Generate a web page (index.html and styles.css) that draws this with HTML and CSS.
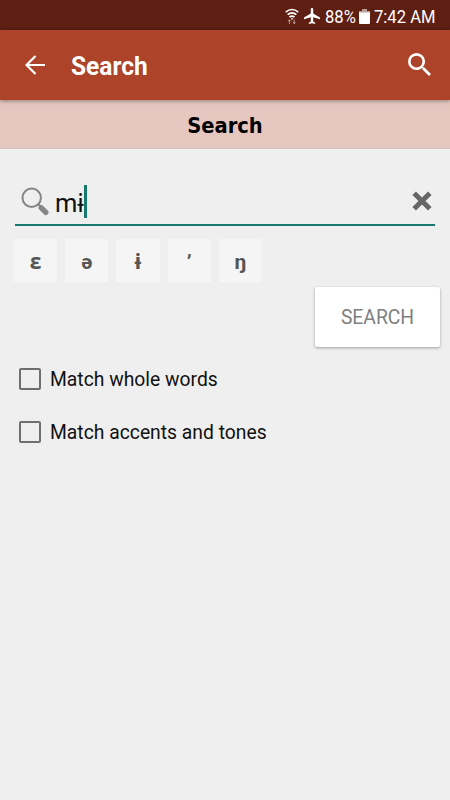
FILE: index.html
```html
<!DOCTYPE html>
<html lang="en">
<head>
<meta charset="utf-8">
<meta name="viewport" content="width=device-width, initial-scale=1">
<title>Search</title>
<link rel="stylesheet" href="styles.css">
</head>
<body>
<div class="status">
  <svg class="wifi" width="14" height="17" viewBox="0 0 14 17" fill="none" stroke="#fff" stroke-width="1.6"><path d="M.7 4.2Q7-1.2 13.3 4.2M2.6 6.7Q7 3 11.4 6.7M4.5 9.1Q7 7 9.5 9.1"/><circle cx="7" cy="10.8" r=".9" fill="#fff" stroke="none"/><path class="traffic" d="M4.4 12v4M3 13.5l1.4-1.7 1.4 1.7M9.2 11.5v4M7.8 14l1.4 1.7 1.4-1.7" stroke-width="1"/></svg>
  <svg class="plane" width="16" height="16" viewBox="2 2 20 20" fill="#fff"><path d="M22 16v-2l-8.500-5V3.500C13.500 2.670 12.830 2 12 2s-1.500.670-1.500 1.500V9L2 14v2l8.500-2.500V19L8 20.500V22l4-1 4 1v-1.500L13.500 19v-5.500z"/></svg>
  <span class="percent">88%</span>
  <svg class="battery" width="11" height="15" viewBox="0 0 11 15"><path d="M3 0h5v2h3v2H0V2h3z" fill="#b9a29d"/><path d="M0 3.500h11V14q0 1-1 1H1q-1 0-1-1z" fill="#fff"/></svg>
  <span class="time">7:42 AM</span>
</div>
<header class="toolbar">
  <svg class="back" width="20" height="20" viewBox="0 0 20 20" fill="none" stroke="#fff" stroke-width="2.200"><path d="M20 10H2M10.500 1L1.500 10l9 9"/></svg>
  <h1>Search</h1>
  <svg class="find" width="23" height="23" viewBox="3 3 17.500 17.500" fill="#fff"><path d="M15.500 14h-.790l-.280-.270A6.471 6.471 0 0 0 16 9.500 6.500 6.500 0 1 0 9.500 16c1.610 0 3.090-.590 4.230-1.570l.270.280v.790l5 4.990L20.490 19l-4.990-5zm-6 0a4.500 4.500 0 1 1 0-9 4.500 4.500 0 0 1 0 9z"/></svg>
</header>
<h2 class="subtitle"><span>Search</span></h2>
<main>
  <div class="field">
    <svg class="lens" width="29" height="29" viewBox="0 0 29 29" fill="none" stroke="#858585"><circle cx="10.700" cy="10.700" r="9.200" stroke-width="2"/><path d="M17.300 17.300l3 3" stroke-width="2.200"/><path d="M20.300 20.800l4.500 4.500" stroke-width="5.400" stroke-linecap="round"/></svg>
    <span class="query">mɨ</span><i class="caret"></i>
    <svg class="clear" width="20" height="20" viewBox="0 0 20 20" fill="none" stroke="#666" stroke-width="5"><path d="M2.200 2.200l15.600 15.600M17.800 2.200L2.200 17.800"/></svg>
  </div>
  <div class="keys"><button>ɛ</button><button>ə</button><button>ɨ</button><button class="mark">ʼ</button><button>ŋ</button></div>
  <button class="submit"><span>SEARCH</span></button>
  <div class="options">
    <div class="option"><i class="box"></i><span>Match whole words</span></div>
    <div class="option"><i class="box"></i><span>Match accents and tones</span></div>
  </div>
</main>
</body>
</html>
```

FILE: styles.css
```css
* { box-sizing: border-box; }
body { margin: 0; width: 450px; height: 800px; overflow: hidden; background: #efefef; color: #111; font-family: Roboto, "Noto Sans", sans-serif; }
h1, h2 { margin: 0; }
svg { display: block; flex: none; }
button { border: 0; padding: 0; font-family: inherit; }
.status { height: 30px; background: #5e1e12; color: #fff; display: flex; align-items: center; padding: 2px 0 0 285px; font-size: 19px; white-space: nowrap; }
.plane { margin-left: 5px; }
.percent, .time { display: block; transform: scaleX(.875); transform-origin: left; }
.percent { width: 30px; margin-left: 5px; }
.battery { margin-left: 4px; }
.time { margin-left: 4px; width: 62px; }
.traffic { opacity: .5; }
.toolbar { position: relative; height: 70px; background: #ad4329; color: #fff; display: flex; align-items: center; padding: 2px 19px 0 25px; box-shadow: 0 1px 4px rgba(0,0,0,.4); }
.back { margin-top: -2px; }
.toolbar h1 { margin: 2px 0 0 26px; font-size: 25px; line-height: 30px; font-weight: 700; transform: scaleX(.98); transform-origin: left; }
.find { margin-left: auto; margin-top: -3px; }
.subtitle { height: 49px; background: #e6c7c0; border-bottom: 1px solid #d0c4c1; text-align: center; font: 700 22px/51px "DejaVu Sans Condensed", "DejaVu Sans", sans-serif; font-stretch: condensed; color: #000; }
.subtitle span { display: block; transform: scaleX(.985); }
main { padding: 28px 15px 0; }
.field { height: 49px; border-bottom: 2px solid #16796d; display: flex; align-items: center; padding: 0 3px 0 6px; }
.lens { margin-top: 2px; }
.query { margin: 4px 0 0 5px; font-size: 25.500px; line-height: 30px; color: #111; }
.caret { width: 3px; height: 33px; margin-top: 1px; background: #16796d; }
.clear { margin-left: auto; }
.keys { display: flex; gap: 8px; margin: 13px 0 0 -1px; }
.keys button { width: 43.200px; height: 43px; background: #f5f5f5; color: #555; font-size: 21px; font-weight: 700; line-height: 43px; padding-top: 2px; }
.submit { display: block; width: 125px; height: 60px; margin: 5px -5px 0 auto; background: #fff; border-radius: 2px; box-shadow: 0 1px 3px rgba(0,0,0,.35); color: #808080; font-size: 20px; }
.submit span { display: block; transform: scaleX(.965); }
.options { padding: 6px 0 0 4px; }
.option { height: 52.500px; display: flex; align-items: center; gap: 9px; font-size: 20px; white-space: nowrap; }
.option span { transform: scaleX(.965); transform-origin: left; }
.box { width: 22px; height: 22px; border: 2px solid #6e6e6e; border-radius: 2px; }
```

****************************************

Leave the images out, please, and restate each line word for word.

## REPLY TO THE EXERCISE
Generate a web page (index.html and styles.css) that draws this with HTML and CSS.
FILE: index.html
```html
<!DOCTYPE html>
<html lang="en">
<head>
<meta charset="utf-8">
<meta name="viewport" content="width=device-width, initial-scale=1">
<title>Search</title>
<link rel="stylesheet" href="styles.css">
</head>
<body>
<div class="status">
  <svg class="wifi" width="14" height="17" viewBox="0 0 14 17" fill="none" stroke="#fff" stroke-width="1.6"><path d="M.7 4.2Q7-1.2 13.3 4.2M2.6 6.7Q7 3 11.4 6.7M4.5 9.1Q7 7 9.5 9.1"/><circle cx="7" cy="10.8" r=".9" fill="#fff" stroke="none"/><path class="traffic" d="M4.4 12v4M3 13.5l1.4-1.7 1.4 1.7M9.2 11.5v4M7.8 14l1.4 1.7 1.4-1.7" stroke-width="1"/></svg>
  <svg class="plane" width="16" height="16" viewBox="2 2 20 20" fill="#fff"><path d="M22 16v-2l-8.500-5V3.500C13.500 2.670 12.830 2 12 2s-1.500.670-1.500 1.500V9L2 14v2l8.500-2.500V19L8 20.500V22l4-1 4 1v-1.500L13.500 19v-5.500z"/></svg>
  <span class="percent">88%</span>
  <svg class="battery" width="11" height="15" viewBox="0 0 11 15"><path d="M3 0h5v2h3v2H0V2h3z" fill="#b9a29d"/><path d="M0 3.500h11V14q0 1-1 1H1q-1 0-1-1z" fill="#fff"/></svg>
  <span class="time">7:42 AM</span>
</div>
<header class="toolbar">
  <svg class="back" width="20" height="20" viewBox="0 0 20 20" fill="none" stroke="#fff" stroke-width="2.200"><path d="M20 10H2M10.500 1L1.500 10l9 9"/></svg>
  <h1>Search</h1>
  <svg class="find" width="23" height="23" viewBox="3 3 17.500 17.500" fill="#fff"><path d="M15.500 14h-.790l-.280-.270A6.471 6.471 0 0 0 16 9.500 6.500 6.500 0 1 0 9.500 16c1.610 0 3.090-.590 4.230-1.570l.270.280v.790l5 4.990L20.490 19l-4.990-5zm-6 0a4.500 4.500 0 1 1 0-9 4.500 4.500 0 0 1 0 9z"/></svg>
</header>
<h2 class="subtitle"><span>Search</span></h2>
<main>
  <div class="field">
    <svg class="lens" width="29" height="29" viewBox="0 0 29 29" fill="none" stroke="#858585"><circle cx="10.700" cy="10.700" r="9.200" stroke-width="2"/><path d="M17.300 17.300l3 3" stroke-width="2.200"/><path d="M20.300 20.800l4.500 4.500" stroke-width="5.400" stroke-linecap="round"/></svg>
    <span class="query">mɨ</span><i class="caret"></i>
    <svg class="clear" width="20" height="20" viewBox="0 0 20 20" fill="none" stroke="#666" stroke-width="5"><path d="M2.200 2.200l15.600 15.600M17.800 2.200L2.200 17.800"/></svg>
  </div>
  <div class="keys"><button>ɛ</button><button>ə</button><button>ɨ</button><button class="mark">ʼ</button><button>ŋ</button></div>
  <button class="submit"><span>SEARCH</span></button>
  <div class="options">
    <div class="option"><i class="box"></i><span>Match whole words</span></div>
    <div class="option"><i class="box"></i><span>Match accents and tones</span></div>
  </div>
</main>
</body>
</html>
```

FILE: styles.css
```css
* { box-sizing: border-box; }
body { margin: 0; width: 450px; height: 800px; overflow: hidden; background: #efefef; color: #111; font-family: Roboto, "Noto Sans", sans-serif; }
h1, h2 { margin: 0; }
svg { display: block; flex: none; }
button { border: 0; padding: 0; font-family: inherit; }
.status { height: 30px; background: #5e1e12; color: #fff; display: flex; align-items: center; padding: 2px 0 0 285px; font-size: 19px; white-space: nowrap; }
.plane { margin-left: 5px; }
.percent, .time { display: block; transform: scaleX(.875); transform-origin: left; }
.percent { width: 30px; margin-left: 5px; }
.battery { margin-left: 4px; }
.time { margin-left: 4px; width: 62px; }
.traffic { opacity: .5; }
.toolbar { position: relative; height: 70px; background: #ad4329; color: #fff; display: flex; align-items: center; padding: 2px 19px 0 25px; box-shadow: 0 1px 4px rgba(0,0,0,.4); }
.back { margin-top: -2px; }
.toolbar h1 { margin: 2px 0 0 26px; font-size: 25px; line-height: 30px; font-weight: 700; transform: scaleX(.98); transform-origin: left; }
.find { margin-left: auto; margin-top: -3px; }
.subtitle { height: 49px; background: #e6c7c0; border-bottom: 1px solid #d0c4c1; text-align: center; font: 700 22px/51px "DejaVu Sans Condensed", "DejaVu Sans", sans-serif; font-stretch: condensed; color: #000; }
.subtitle span { display: block; transform: scaleX(.985); }
main { padding: 28px 15px 0; }
.field { height: 49px; border-bottom: 2px solid #16796d; display: flex; align-items: center; padding: 0 3px 0 6px; }
.lens { margin-top: 2px; }
.query { margin: 4px 0 0 5px; font-size: 25.500px; line-height: 30px; color: #111; }
.caret { width: 3px; height: 33px; margin-top: 1px; background: #16796d; }
.clear { margin-left: auto; }
.keys { display: flex; gap: 8px; margin: 13px 0 0 -1px; }
.keys button { width: 43.200px; height: 43px; background: #f5f5f5; color: #555; font-size: 21px; font-weight: 700; line-height: 43px; padding-top: 2px; }
.submit { display: block; width: 125px; height: 60px; margin: 5px -5px 0 auto; background: #fff; border-radius: 2px; box-shadow: 0 1px 3px rgba(0,0,0,.35); color: #808080; font-size: 20px; }
.submit span { display: block; transform: scaleX(.965); }
.options { padding: 6px 0 0 4px; }
.option { height: 52.500px; display: flex; align-items: center; gap: 9px; font-size: 20px; white-space: nowrap; }
.option span { transform: scaleX(.965); transform-origin: left; }
.box { width: 22px; height: 22px; border: 2px solid #6e6e6e; border-radius: 2px; }
```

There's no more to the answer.